Support addresses are email addresses that allow your users to submit support tickets. Support addresses can be variations of your Zendesk email address, or your external email addresses. Any email address you want to use to receive support request as tickets (whether it's a Zendesk address or an external address) must be added to your Zendesk as a support address.
By creating multiple support addresses, a B2C company can route support tickets directly to agents, or groups of agents, who are trained to handle the issue at hand. Support addresses can be based on task or department (Billing or Returns, for example., location (such as city, time zone, or region), or language -- really, anything that works for your business.

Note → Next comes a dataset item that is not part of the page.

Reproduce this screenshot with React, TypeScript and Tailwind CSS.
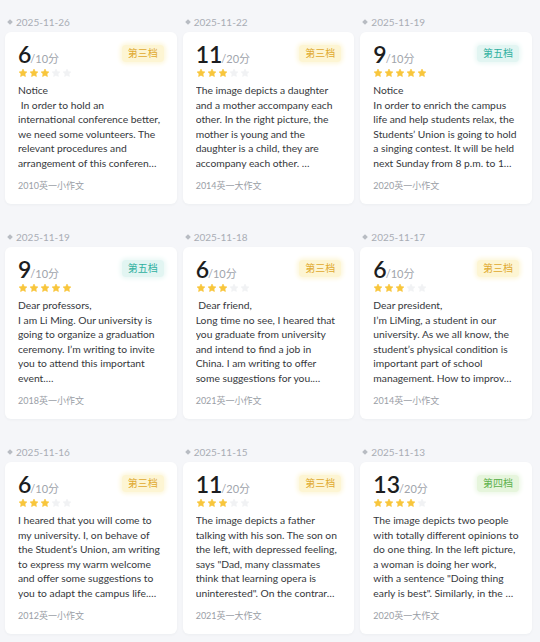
import React from 'react';

type Level = 'three' | 'four' | 'five';

type Essay = {
  date: string;
  score: number;
  total: number;
  level: Level;
  stars: number;
  lines: string[];
  tag: string;
};

const essays: Essay[] = [
  {
    date: '2025-11-26',
    score: 6,
    total: 10,
    level: 'three',
    stars: 3,
    lines: [
      'Notice',
      '\u00a0In order to hold an',
      'international conference better,',
      'we need some volunteers. The',
      'relevant procedures and',
      'arrangement of this conferen…',
    ],
    tag: '2010英一小作文',
  },
  {
    date: '2025-11-22',
    score: 11,
    total: 20,
    level: 'three',
    stars: 3,
    lines: [
      'The image depicts a daughter',
      'and a mother accompany each',
      'other. In the right picture, the',
      'mother is young and the',
      'daughter is a child, they are',
      'accompany each other. …',
    ],
    tag: '2014英一大作文',
  },
  {
    date: '2025-11-19',
    score: 9,
    total: 10,
    level: 'five',
    stars: 5,
    lines: [
      'Notice',
      'In order to enrich the campus',
      'life and help students relax, the',
      'Students\u2019 Union is going to hold',
      'a singing contest. It will be held',
      'next Sunday from 8 p.m. to 1…',
    ],
    tag: '2020英一小作文',
  },
  {
    date: '2025-11-19',
    score: 9,
    total: 10,
    level: 'five',
    stars: 5,
    lines: [
      'Dear professors,',
      'I am Li Ming. Our university is',
      'going to organize a graduation',
      'ceremony. I\u2019m writing to invite',
      'you to attend this important',
      'event.…',
    ],
    tag: '2018英一小作文',
  },
  {
    date: '2025-11-18',
    score: 6,
    total: 10,
    level: 'three',
    stars: 3,
    lines: [
      '\u00a0Dear friend,',
      'Long time no see, I heared that',
      'you graduate from university',
      'and intend to find a job in',
      'China. I am writing to offer',
      'some suggestions for you.…',
    ],
    tag: '2021英一小作文',
  },
  {
    date: '2025-11-17',
    score: 6,
    total: 10,
    level: 'three',
    stars: 3,
    lines: [
      'Dear president,',
      'I\u2019m LiMing, a student in our',
      'university. As we all know, the',
      'student\u2019s physical condition is',
      'important part of school',
      'management. How to improv…',
    ],
    tag: '2014英一小作文',
  },
  {
    date: '2025-11-16',
    score: 6,
    total: 10,
    level: 'three',
    stars: 3,
    lines: [
      'I heared that you will come to',
      'my university. I, on behave of',
      'the Student\u2019s Union, am writing',
      'to express my warm welcome',
      'and offer some suggestions to',
      'you to adapt the campus life.…',
    ],
    tag: '2012英一小作文',
  },
  {
    date: '2025-11-15',
    score: 11,
    total: 20,
    level: 'three',
    stars: 3,
    lines: [
      'The image depicts a father',
      'talking with his son. The son on',
      'the left, with depressed feeling,',
      'says "Dad, many classmates',
      'think that learning opera is',
      'uninterested". On the contrar…',
    ],
    tag: '2021英一大作文',
  },
  {
    date: '2025-11-13',
    score: 13,
    total: 20,
    level: 'four',
    stars: 4,
    lines: [
      'The image depicts two people',
      'with totally different opinions to',
      'do one thing. In the left picture,',
      'a woman is doing her work,',
      'with a sentence "Doing thing',
      'early is best". Similarly, in the …',
    ],
    tag: '2020英一大作文',
  },
];

const levelText: Record<Level, string> = {
  three: '第三档',
  four: '第四档',
  five: '第五档',
};

const levelStyle: Record<Level, string> = {
  three: 'bg-[#fdf5d3] text-[#e0a92e] shadow-[0_0_4px_2px_#fdf7dc]',
  four: 'bg-[#e6f5dc] text-[#5bb04a] shadow-[0_0_4px_2px_#eef8e8]',
  five: 'bg-[#e2f5f2] text-[#2fb0a0] shadow-[0_0_4px_2px_#ebf8f6]',
};

function Star({ on }: { on: boolean }) {
  return (
    <svg viewBox="0 0 24 24" className="w-[10px] h-[10px]">
      <path
        d="M12 2.5l2.9 6 6.5.9-4.7 4.6 1.1 6.5L12 17.4l-5.8 3.1 1.1-6.5L2.6 9.4l6.5-.9z"
        fill={on ? '#f8c63c' : '#f1f2f4'}
        stroke={on ? '#f8c63c' : '#f1f2f4'}
        strokeWidth="1.5"
        strokeLinejoin="round"
      />
    </svg>
  );
}

function EssayCard({ e }: { e: Essay }) {
  return (
    <div className="flex flex-col">
      <div className="flex items-center gap-[4px] pl-[3px] h-[14px] mb-[3px] text-[10px] text-[#a9adb5]">
        <span className="w-[4px] h-[4px] rotate-45 bg-[#b8bcc3]" />
        <span>{e.date}</span>
      </div>
      <div className="bg-white rounded-[6px] h-[172px] pt-[10px] px-[13px] pb-[11px] shadow-[0_1px_3px_rgba(30,40,60,0.04)] flex flex-col">
        <div className="flex justify-between items-start h-[24px]">
          <div className="flex items-baseline leading-[24px]">
            <span className="text-[23px] font-semibold text-[#1c1d20]">{e.score}</span>
            <span className="text-[11px] text-[#a0a4ab] ml-[-1px]">/{e.total}分</span>
          </div>
          <span
            className={`mt-[3px] h-[17px] px-[6px] rounded-[4px] text-[10px] leading-[17px] ${levelStyle[e.level]}`}
          >
            {levelText[e.level]}
          </span>
        </div>
        <div className="flex gap-[1px] mt-[2px] h-[10px]">
          {[0, 1, 2, 3, 4].map((i) => (
            <Star key={i} on={i < e.stars} />
          ))}
        </div>
        <div className="mt-[5px] text-[10.3px] leading-[14.5px] text-[#36383c]">
          {e.lines.map((l, i) => (
            <div key={i} className="whitespace-pre overflow-hidden">
              {l}
            </div>
          ))}
        </div>
        <div className="mt-[9px] text-[9px] leading-[14px] text-[#9a9ea6]">{e.tag}</div>
      </div>
    </div>
  );
}

export default function App() {
  return (
    <main
      className="min-h-screen bg-[#f5f6f9] pt-[15px] pl-[5px] pr-[8px] pb-[8px]"
      style={{ fontFamily: 'Lato, "Noto Sans CJK SC", sans-serif' }}
    >
      <div className="grid grid-cols-3 gap-x-[6px] gap-y-[26px]">
        {essays.map((e, i) => (
          <EssayCard key={i} e={e} />
        ))}
      </div>
    </main>
  );
}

You can create as many support email addresses as your business needs. They can be used throughout your Zendesk to help you organize and direct your support requests to your agents:
- Create views that organize tickets based on which address received them.
- Customize email notifications for each email address, to automatically reply to incoming requests.
- Build triggers, using email addresses as a condition. For example, you can add tags or priority levels to tickets, or assign them to specific groups or agents, based on which email address received them.
- Use Explore reporting to monitor how many tickets are generated through email addresses, and write custom formulas to break down how each address is performing.
Here’s how having an issue-specific support address might work for your customer:
Robin goes to the Mega Pets website and clicks the “Contact Us” link. On the web page, they sees a list of potential reasons for contacting Mega Pets, each with a different email address associated with it:
Billing problem? Contact email@example.com
Need to return something? Contact firstname.lastname@example.org
Something else you want help with? Contact email@example.com
Robin clicks firstname.lastname@example.org, fills out the support form, and clicks submit. All tickets sent through that email address are routed to a view monitored by the returns department, and they are contacted by an agent who helps them repackage the tiny crate for return and expedites the delivery of a replacement.